Task to complete: Copy every line, exactly and only, from the line containing "Clone this screenshot" to the line containing "const SUNSET = 'linear-gradient(180deg, #ffc400", both lines included.

Dataset excerpts:
BEGIN
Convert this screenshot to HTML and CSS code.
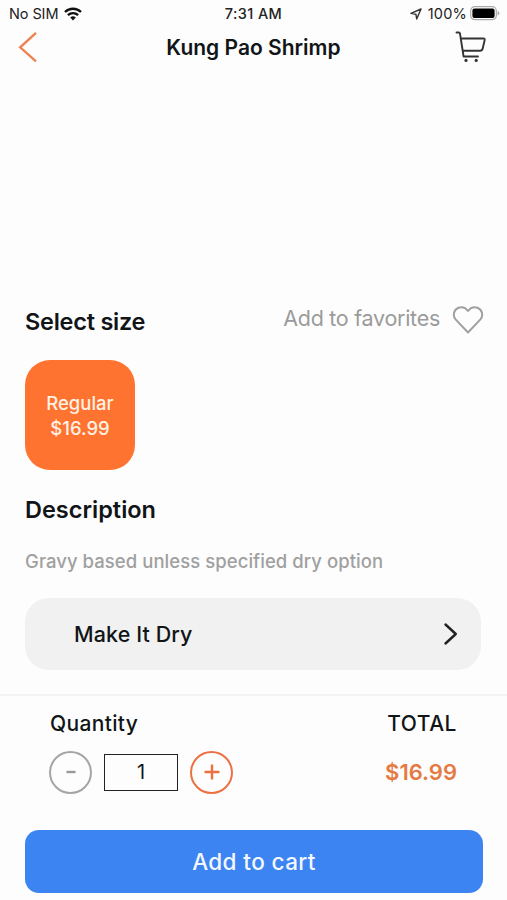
END
BEGIN
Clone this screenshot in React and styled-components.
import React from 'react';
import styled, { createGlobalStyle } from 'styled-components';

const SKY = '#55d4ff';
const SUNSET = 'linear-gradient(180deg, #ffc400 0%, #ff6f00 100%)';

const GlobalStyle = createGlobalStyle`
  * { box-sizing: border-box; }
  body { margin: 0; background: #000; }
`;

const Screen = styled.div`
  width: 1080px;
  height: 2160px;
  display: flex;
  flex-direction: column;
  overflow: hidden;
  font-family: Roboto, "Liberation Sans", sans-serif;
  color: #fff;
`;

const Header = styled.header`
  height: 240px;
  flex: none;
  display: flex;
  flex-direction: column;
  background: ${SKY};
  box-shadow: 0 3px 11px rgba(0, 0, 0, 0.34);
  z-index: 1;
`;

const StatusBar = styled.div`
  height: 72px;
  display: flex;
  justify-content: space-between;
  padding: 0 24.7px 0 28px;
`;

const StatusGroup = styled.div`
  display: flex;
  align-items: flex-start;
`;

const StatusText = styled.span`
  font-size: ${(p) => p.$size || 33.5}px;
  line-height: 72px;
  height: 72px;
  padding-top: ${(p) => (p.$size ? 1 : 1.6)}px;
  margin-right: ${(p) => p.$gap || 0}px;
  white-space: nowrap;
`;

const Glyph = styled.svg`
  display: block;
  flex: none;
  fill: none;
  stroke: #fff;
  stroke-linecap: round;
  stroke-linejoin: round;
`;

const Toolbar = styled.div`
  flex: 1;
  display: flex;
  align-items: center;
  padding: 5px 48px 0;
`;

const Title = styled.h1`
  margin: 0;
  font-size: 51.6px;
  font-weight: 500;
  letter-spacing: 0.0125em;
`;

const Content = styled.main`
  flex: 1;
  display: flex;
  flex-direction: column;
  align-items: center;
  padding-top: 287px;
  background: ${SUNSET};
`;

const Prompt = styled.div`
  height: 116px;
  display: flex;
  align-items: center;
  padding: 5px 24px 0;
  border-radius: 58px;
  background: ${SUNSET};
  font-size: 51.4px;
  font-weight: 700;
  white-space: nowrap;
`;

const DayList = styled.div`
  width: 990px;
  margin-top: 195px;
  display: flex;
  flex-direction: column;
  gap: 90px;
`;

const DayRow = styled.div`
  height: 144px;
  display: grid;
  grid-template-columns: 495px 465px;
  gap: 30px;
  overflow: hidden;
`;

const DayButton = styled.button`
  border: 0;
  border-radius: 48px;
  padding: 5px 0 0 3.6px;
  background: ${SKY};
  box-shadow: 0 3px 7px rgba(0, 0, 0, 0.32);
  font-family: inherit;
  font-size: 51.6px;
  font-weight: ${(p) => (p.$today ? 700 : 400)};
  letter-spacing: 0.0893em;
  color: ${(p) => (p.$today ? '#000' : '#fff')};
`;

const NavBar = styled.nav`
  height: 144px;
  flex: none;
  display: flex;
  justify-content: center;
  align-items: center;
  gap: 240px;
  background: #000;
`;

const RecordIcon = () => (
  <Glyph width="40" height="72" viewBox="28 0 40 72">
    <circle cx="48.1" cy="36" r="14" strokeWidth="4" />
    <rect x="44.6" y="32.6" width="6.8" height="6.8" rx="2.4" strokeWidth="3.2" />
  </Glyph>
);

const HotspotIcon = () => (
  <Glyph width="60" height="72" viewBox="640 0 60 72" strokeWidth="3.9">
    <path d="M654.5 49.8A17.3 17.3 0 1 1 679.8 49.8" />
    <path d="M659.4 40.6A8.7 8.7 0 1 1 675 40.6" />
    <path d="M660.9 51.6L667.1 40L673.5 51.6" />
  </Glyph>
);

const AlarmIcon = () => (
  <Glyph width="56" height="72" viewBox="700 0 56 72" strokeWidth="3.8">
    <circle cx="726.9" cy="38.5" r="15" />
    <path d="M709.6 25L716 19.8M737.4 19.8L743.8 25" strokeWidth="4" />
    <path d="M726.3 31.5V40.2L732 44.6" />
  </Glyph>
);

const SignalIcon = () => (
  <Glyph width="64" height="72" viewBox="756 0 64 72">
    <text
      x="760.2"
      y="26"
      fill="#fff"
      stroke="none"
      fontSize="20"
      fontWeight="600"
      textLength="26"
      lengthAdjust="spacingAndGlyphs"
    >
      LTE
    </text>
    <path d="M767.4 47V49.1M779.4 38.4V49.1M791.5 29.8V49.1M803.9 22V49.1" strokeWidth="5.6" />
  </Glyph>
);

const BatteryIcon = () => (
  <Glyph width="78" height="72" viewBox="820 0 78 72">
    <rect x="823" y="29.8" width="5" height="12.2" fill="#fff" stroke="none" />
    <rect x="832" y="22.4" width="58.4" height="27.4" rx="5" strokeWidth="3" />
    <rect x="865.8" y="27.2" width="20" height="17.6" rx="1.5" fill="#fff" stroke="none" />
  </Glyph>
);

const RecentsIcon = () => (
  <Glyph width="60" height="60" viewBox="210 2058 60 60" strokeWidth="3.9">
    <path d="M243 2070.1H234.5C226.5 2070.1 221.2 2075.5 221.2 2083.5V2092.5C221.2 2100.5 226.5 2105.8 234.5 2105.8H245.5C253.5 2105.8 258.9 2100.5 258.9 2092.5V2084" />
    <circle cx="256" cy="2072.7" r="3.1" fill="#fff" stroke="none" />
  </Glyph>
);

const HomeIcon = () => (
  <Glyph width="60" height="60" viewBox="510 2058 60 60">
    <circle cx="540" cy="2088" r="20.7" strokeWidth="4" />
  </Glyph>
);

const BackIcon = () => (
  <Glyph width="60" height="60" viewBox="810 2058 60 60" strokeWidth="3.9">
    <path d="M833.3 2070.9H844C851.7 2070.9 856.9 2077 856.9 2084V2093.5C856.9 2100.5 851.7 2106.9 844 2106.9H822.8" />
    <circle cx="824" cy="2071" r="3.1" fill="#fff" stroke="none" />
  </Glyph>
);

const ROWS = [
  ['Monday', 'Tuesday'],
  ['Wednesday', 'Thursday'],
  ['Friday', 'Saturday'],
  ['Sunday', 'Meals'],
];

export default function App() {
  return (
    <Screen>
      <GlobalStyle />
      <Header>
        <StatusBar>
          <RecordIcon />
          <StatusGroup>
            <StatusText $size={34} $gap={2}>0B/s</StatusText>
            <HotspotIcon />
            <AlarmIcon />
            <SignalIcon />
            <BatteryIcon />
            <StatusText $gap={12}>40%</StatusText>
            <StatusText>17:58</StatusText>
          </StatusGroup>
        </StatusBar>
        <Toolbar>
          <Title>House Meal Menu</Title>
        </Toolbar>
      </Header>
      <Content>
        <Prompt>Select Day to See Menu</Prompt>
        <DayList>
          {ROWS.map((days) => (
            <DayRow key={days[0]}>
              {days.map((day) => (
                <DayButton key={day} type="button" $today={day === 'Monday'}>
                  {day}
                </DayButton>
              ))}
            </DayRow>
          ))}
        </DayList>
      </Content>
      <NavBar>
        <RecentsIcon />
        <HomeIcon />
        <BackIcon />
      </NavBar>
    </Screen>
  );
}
END
Solution for this exercise:
Clone this screenshot in React and styled-components.
import React from 'react';
import styled, { createGlobalStyle } from 'styled-components';

const SKY = '#55d4ff';
const SUNSET = 'linear-gradient(180deg, #ffc400 0%, #ff6f00 100%)';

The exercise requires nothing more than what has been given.